(Extracted records)
_ _ _ _ _ _ _

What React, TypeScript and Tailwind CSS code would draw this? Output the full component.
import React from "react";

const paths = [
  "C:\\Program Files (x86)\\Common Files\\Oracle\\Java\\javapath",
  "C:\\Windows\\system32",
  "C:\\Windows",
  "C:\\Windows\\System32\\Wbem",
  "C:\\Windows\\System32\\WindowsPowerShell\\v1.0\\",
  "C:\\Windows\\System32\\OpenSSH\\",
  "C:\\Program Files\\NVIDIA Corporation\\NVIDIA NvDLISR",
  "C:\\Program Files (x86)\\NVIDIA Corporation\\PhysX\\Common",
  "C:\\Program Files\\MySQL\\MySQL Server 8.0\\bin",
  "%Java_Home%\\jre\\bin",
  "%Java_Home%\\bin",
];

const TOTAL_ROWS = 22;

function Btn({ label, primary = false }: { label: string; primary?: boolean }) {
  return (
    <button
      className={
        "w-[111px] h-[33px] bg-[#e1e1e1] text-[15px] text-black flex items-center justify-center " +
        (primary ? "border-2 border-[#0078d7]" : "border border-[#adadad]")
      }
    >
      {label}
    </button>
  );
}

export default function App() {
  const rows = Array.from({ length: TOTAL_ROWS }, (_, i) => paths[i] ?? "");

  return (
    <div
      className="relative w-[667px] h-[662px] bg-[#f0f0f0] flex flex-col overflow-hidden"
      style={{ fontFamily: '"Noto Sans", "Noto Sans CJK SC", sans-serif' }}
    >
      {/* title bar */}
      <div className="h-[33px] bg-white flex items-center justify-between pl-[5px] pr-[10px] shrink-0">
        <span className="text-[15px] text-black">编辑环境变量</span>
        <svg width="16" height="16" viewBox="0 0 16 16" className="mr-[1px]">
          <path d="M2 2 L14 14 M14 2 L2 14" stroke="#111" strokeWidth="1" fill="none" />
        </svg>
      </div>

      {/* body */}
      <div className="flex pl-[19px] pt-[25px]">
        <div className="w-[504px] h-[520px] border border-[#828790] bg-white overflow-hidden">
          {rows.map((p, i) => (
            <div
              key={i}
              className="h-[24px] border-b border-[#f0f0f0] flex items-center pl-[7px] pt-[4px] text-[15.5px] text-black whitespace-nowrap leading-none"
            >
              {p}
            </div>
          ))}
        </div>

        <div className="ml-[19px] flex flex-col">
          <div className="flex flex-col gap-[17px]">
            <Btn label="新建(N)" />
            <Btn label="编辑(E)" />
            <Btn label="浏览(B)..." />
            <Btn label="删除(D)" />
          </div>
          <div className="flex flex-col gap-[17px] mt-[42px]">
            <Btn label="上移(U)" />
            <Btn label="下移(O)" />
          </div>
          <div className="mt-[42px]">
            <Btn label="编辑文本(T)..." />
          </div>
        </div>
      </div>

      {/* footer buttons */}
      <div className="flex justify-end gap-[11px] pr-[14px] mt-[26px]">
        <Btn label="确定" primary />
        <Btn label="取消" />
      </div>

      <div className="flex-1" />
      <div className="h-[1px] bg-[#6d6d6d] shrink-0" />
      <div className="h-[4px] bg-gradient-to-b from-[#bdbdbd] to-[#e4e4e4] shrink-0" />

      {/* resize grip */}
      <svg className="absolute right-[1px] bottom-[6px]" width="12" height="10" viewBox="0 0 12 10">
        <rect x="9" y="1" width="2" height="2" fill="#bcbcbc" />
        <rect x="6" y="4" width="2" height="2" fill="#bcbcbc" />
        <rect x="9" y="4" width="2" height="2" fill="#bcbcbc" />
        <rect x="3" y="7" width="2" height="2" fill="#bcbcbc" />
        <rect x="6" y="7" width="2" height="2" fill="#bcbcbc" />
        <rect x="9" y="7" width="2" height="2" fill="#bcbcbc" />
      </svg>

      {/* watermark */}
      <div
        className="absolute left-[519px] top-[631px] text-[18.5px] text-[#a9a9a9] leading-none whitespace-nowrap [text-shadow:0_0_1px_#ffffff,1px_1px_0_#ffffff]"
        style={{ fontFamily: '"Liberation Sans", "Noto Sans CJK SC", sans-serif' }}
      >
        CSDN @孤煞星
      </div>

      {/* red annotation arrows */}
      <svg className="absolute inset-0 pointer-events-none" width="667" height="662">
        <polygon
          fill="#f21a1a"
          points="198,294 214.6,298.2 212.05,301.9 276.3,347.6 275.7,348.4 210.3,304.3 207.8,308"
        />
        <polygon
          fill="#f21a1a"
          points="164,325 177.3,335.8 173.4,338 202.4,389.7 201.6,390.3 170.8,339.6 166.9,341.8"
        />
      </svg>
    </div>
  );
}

_ _ _ _ _ _ _

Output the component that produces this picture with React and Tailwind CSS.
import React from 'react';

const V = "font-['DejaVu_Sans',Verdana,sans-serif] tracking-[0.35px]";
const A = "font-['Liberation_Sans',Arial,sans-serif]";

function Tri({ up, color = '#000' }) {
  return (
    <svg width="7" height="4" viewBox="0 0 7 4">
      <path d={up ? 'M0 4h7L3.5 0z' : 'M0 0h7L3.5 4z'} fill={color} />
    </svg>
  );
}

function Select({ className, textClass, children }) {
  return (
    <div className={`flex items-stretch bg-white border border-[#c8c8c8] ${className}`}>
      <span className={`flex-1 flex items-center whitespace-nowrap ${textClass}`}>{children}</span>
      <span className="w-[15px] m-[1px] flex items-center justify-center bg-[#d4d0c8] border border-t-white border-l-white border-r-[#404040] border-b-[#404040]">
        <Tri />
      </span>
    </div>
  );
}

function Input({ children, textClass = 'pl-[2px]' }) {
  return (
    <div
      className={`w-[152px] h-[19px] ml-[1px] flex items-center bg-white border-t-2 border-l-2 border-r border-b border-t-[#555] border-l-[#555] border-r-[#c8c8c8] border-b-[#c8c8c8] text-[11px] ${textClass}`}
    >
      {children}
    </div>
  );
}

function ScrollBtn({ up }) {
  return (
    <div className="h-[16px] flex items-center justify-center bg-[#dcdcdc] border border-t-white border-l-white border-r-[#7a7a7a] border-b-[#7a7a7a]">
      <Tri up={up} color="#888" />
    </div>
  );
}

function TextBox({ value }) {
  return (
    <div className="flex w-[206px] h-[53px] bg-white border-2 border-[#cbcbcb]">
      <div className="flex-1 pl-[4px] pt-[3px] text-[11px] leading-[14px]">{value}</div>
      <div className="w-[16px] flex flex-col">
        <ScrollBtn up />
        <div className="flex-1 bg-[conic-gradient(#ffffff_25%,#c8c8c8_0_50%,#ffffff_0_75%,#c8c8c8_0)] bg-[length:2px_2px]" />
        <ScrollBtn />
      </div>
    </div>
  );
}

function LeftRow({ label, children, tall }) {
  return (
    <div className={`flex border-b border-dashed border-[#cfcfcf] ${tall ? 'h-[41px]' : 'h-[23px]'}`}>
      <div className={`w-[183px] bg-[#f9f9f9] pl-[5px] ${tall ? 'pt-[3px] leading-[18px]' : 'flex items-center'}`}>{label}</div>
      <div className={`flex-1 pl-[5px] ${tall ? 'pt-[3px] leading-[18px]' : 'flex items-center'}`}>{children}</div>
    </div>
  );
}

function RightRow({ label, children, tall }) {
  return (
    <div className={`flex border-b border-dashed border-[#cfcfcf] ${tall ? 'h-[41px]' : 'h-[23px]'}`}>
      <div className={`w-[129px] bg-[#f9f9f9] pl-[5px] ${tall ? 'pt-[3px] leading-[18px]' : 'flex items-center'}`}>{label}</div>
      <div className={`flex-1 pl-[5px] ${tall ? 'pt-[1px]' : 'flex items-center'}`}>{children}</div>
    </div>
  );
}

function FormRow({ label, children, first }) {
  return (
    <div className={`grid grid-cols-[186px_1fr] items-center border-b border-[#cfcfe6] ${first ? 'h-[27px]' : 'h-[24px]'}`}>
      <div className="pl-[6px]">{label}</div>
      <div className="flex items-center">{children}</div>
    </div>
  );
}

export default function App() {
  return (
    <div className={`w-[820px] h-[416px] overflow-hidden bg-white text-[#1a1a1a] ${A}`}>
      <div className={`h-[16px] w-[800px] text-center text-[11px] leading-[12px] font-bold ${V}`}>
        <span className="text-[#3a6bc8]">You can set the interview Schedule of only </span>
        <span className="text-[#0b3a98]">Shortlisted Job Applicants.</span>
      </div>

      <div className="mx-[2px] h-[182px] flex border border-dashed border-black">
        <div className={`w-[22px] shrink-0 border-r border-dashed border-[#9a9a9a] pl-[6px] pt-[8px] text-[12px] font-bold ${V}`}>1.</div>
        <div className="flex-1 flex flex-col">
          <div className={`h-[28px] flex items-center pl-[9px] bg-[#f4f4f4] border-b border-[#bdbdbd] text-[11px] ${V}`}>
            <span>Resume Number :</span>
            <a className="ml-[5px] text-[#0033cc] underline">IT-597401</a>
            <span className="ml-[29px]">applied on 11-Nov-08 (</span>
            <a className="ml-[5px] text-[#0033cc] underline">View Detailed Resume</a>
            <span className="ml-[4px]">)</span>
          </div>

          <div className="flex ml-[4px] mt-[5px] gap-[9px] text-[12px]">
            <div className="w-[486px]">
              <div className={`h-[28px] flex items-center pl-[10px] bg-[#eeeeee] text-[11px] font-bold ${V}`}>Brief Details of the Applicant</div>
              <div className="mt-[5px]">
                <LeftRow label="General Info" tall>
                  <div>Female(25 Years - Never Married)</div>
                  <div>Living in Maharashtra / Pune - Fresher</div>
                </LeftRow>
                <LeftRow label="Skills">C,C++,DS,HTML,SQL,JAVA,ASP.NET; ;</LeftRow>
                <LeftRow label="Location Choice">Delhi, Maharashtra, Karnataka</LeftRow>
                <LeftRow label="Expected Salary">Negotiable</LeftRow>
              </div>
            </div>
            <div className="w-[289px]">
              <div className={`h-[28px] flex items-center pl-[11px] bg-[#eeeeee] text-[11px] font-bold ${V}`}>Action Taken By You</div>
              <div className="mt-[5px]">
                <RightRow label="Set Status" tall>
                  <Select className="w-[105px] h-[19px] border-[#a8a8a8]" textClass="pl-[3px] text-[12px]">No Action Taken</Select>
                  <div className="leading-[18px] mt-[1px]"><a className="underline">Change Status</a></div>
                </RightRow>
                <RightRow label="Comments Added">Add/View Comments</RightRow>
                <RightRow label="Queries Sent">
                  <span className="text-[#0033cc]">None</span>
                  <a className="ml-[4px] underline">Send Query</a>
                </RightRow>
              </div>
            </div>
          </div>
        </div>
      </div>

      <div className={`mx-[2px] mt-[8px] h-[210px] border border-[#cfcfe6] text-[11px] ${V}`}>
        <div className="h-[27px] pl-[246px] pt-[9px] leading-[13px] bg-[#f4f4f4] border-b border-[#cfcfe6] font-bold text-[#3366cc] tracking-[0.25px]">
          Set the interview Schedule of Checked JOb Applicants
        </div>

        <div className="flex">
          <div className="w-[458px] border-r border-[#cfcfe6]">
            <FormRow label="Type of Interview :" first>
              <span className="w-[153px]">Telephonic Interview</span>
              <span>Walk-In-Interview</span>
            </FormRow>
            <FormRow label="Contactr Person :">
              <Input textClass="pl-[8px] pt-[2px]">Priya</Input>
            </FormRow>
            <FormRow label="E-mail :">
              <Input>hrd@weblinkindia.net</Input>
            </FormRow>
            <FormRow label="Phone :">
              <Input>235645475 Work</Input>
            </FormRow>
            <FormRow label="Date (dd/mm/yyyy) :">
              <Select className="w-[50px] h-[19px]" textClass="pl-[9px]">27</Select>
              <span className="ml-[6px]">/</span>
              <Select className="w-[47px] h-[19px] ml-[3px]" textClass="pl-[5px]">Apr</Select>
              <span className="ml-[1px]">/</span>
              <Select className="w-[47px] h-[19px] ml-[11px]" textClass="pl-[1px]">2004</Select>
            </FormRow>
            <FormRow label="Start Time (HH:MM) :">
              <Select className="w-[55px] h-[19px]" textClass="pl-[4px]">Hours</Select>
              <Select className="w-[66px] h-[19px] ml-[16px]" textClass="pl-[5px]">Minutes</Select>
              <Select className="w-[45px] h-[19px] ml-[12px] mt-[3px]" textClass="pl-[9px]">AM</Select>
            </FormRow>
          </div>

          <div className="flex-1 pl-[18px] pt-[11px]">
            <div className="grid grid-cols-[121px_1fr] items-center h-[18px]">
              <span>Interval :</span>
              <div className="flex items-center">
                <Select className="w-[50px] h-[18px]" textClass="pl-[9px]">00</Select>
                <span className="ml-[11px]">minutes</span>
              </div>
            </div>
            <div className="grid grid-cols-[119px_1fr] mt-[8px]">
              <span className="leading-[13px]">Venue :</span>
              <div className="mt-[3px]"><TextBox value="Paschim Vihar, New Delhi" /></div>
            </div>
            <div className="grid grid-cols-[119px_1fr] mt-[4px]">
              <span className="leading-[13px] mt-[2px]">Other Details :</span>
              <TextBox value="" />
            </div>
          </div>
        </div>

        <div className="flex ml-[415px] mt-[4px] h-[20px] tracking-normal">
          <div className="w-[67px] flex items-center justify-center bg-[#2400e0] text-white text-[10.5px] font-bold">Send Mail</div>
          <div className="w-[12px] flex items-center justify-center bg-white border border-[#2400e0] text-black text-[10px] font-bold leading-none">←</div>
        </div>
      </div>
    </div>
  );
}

_ _ _ _ _ _ _

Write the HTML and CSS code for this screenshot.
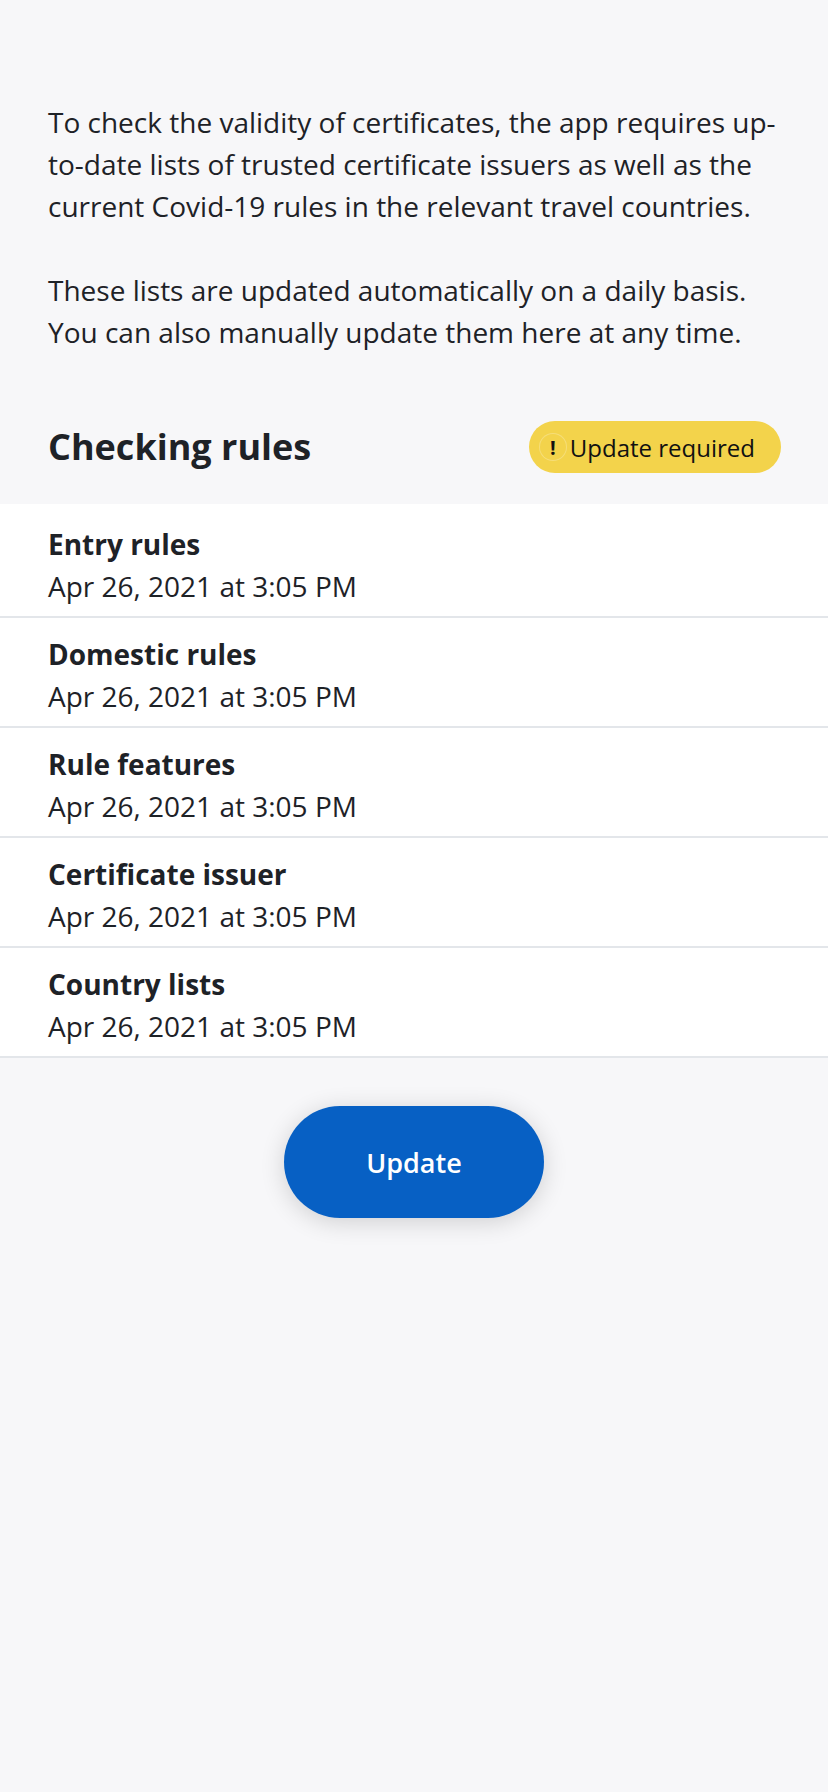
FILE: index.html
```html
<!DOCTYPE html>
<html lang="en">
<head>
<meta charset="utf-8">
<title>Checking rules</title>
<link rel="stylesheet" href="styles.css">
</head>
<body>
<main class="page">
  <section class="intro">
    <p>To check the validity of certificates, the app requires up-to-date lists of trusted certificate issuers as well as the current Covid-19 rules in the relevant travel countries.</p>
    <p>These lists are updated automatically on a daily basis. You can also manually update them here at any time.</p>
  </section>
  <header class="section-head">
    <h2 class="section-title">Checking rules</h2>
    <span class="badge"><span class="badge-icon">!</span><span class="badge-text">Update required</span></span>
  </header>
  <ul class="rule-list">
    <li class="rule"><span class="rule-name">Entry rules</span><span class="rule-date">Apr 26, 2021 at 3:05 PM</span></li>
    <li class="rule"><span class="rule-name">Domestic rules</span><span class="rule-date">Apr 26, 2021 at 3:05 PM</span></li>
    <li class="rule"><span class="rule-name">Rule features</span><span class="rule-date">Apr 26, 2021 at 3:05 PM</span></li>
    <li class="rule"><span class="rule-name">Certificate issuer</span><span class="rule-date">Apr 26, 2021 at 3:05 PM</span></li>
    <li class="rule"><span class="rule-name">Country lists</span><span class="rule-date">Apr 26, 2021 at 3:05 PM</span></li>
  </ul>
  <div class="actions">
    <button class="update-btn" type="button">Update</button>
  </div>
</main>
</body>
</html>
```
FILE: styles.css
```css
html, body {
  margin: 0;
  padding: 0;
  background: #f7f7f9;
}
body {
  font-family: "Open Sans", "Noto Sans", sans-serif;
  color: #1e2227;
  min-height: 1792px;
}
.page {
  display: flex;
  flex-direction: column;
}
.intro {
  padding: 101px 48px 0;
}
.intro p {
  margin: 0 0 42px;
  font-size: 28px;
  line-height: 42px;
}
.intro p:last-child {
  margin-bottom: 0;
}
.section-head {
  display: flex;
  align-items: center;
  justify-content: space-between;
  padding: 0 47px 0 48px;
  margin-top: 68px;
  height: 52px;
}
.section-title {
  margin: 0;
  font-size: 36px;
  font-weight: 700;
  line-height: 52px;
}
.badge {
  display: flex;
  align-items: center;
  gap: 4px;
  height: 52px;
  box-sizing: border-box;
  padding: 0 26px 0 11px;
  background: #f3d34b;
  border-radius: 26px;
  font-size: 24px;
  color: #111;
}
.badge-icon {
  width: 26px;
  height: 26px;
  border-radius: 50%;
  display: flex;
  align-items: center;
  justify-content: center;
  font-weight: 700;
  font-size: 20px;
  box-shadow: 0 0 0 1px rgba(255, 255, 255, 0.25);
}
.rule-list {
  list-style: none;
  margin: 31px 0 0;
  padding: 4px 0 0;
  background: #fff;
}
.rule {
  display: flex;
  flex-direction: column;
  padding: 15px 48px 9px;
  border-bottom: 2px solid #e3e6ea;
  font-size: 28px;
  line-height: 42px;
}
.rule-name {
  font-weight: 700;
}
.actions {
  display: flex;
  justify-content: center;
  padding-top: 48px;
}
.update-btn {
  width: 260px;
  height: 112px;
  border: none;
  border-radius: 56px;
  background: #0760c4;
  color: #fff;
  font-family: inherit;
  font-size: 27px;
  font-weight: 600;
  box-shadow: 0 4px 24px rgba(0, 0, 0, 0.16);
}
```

_ _ _ _ _ _ _

* [What needs to be done]
In the lines above, find each one with "code" and list it.

* [Written solution]
What React, TypeScript and Tailwind CSS code would draw this? Output the full component.
Write the HTML and CSS code for this screenshot.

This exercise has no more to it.